* _Given records_
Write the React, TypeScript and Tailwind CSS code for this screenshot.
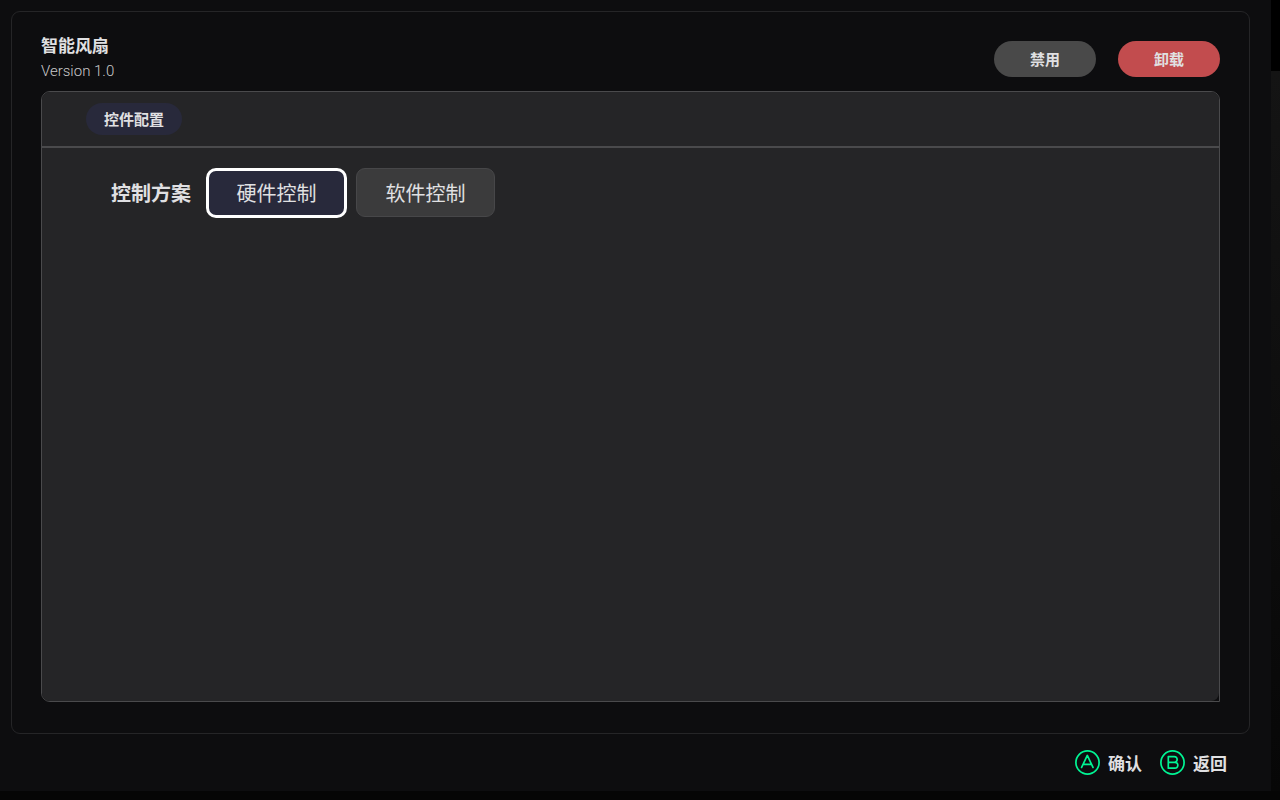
---
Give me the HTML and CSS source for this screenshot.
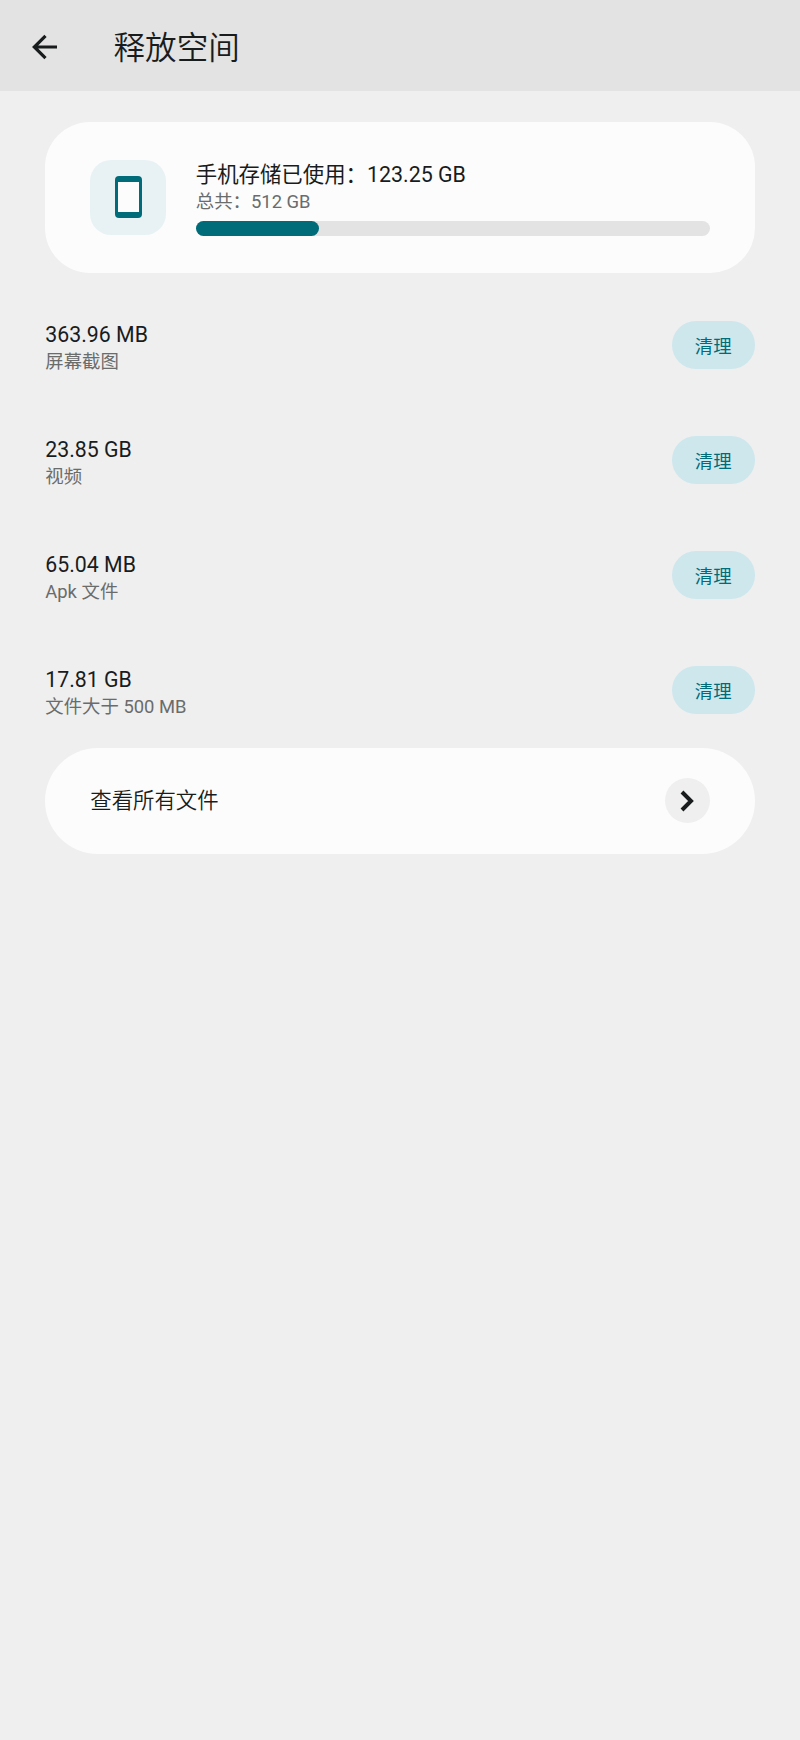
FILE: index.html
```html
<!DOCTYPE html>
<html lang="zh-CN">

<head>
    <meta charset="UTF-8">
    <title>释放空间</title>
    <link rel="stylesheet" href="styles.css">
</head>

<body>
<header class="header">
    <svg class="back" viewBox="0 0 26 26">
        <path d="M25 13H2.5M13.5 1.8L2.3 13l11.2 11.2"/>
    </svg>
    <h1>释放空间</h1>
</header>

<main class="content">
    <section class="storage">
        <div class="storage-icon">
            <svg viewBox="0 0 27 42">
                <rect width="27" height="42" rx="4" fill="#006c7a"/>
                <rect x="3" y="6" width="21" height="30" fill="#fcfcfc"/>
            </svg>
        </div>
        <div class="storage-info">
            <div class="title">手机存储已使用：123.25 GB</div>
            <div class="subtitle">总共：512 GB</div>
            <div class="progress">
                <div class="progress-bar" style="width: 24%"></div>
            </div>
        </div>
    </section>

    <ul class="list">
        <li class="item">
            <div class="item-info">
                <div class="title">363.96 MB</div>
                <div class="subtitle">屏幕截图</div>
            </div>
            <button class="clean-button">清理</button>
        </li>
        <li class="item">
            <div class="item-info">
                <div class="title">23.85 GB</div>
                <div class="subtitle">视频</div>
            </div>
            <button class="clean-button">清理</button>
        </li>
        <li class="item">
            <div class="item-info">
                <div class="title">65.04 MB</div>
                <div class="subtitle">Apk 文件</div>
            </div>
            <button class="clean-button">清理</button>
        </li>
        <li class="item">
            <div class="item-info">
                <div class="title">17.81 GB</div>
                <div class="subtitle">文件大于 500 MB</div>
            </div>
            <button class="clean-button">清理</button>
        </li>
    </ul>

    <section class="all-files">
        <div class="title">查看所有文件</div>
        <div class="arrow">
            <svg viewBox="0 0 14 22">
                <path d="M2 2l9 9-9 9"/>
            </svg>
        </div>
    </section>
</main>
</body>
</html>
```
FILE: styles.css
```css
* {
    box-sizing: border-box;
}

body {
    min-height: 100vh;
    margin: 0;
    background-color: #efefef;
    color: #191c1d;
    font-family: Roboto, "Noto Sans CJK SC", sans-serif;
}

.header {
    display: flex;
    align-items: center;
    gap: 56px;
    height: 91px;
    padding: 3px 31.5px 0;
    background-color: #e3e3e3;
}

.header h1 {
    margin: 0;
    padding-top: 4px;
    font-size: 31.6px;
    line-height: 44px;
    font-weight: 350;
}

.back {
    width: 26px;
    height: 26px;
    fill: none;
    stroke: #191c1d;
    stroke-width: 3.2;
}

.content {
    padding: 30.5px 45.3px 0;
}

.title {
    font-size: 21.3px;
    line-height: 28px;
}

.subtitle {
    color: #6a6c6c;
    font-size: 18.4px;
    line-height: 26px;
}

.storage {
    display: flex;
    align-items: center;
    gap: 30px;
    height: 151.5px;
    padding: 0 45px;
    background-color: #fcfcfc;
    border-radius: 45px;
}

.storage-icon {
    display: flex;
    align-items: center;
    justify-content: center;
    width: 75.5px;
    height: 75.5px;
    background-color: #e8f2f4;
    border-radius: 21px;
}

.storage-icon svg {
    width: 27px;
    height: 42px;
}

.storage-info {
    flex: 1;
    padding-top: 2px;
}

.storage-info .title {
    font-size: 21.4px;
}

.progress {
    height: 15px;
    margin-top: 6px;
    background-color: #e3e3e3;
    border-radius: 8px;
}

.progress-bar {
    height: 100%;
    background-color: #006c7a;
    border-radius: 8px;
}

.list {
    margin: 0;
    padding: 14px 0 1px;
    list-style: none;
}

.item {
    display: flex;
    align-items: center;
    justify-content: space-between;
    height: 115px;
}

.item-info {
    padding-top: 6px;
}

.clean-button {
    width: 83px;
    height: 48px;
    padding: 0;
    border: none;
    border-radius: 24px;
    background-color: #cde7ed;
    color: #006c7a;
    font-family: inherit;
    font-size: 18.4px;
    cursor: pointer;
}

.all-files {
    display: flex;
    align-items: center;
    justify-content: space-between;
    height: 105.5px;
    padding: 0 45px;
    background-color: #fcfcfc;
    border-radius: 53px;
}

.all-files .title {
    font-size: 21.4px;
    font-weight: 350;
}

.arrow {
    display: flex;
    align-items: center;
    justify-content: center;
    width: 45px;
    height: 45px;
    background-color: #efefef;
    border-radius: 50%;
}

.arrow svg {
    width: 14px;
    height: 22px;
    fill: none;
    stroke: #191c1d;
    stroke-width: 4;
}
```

* _Request_
Gather every line from the listing above in which "this" appears, and copy those lines.

* _Response_
Write the React, TypeScript and Tailwind CSS code for this screenshot.
Give me the HTML and CSS source for this screenshot.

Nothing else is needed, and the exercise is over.